Yes, ideally the books chosen should be ‘readable’ by the average reader, but that does not mean anything difficult should be tossed aside. Nor should books be passed over for other, non-literary, reasons – such as personal feuds, or prejudice. Sadly that is not always the case.

In a barely coded attack on one particular judge in The Guardian, Paul Bailey has pointed out that as well as Alan Hollinghurst’s omission from the shortlist, accomplished novels by other gay writers were also absent. He mentions Ali Smith (There but for the) and Philip Hensher (King of the Badgers), others will point to Adam Mars-Jones (Cedilla) and Paul Bailey himself (Chapman’s Odyssey is still my favourite book of the year). Obviously, an author’s sexuality should be totally irrelevant, but there are suspicions floating around that at least one judge has previously had ‘issues’ in that respect. Although I suspect that the “bossyboots” judge he alludes to is unlikely to be concerned by Bailey’s broadside because, after all, it is in The Guardian, and why would anyone ever take any notice of The Guardian on anything whatsoever?

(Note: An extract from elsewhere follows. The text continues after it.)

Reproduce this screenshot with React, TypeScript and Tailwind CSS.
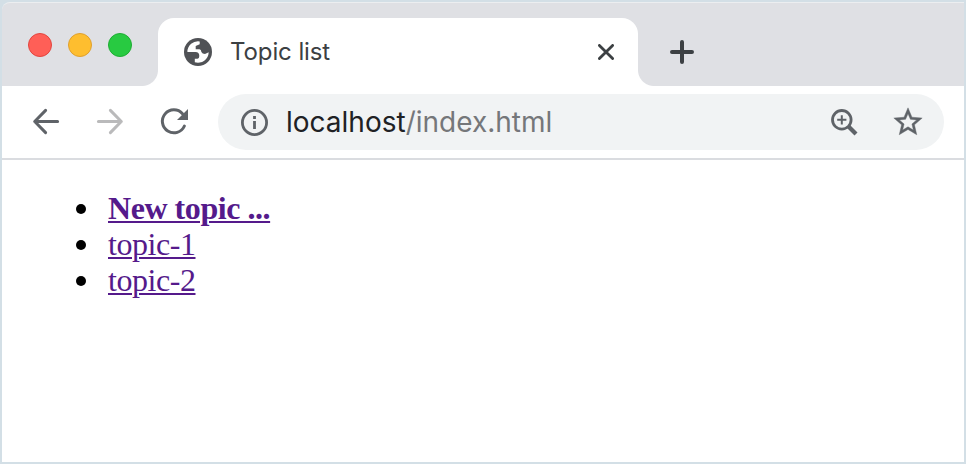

So what will they choose as their winner? Ion Trewin, Literary Director of the Man Booker Prize, has said that “a third reading in the space of months is tough on any novel, particularly those that are plot driven. When from the first reading you learn the denouement it becomes essential at subsequent readings that other ingredients come into play: the quality of writing, of dialogue, of characterisation.
I wish the judges the best of luck with that.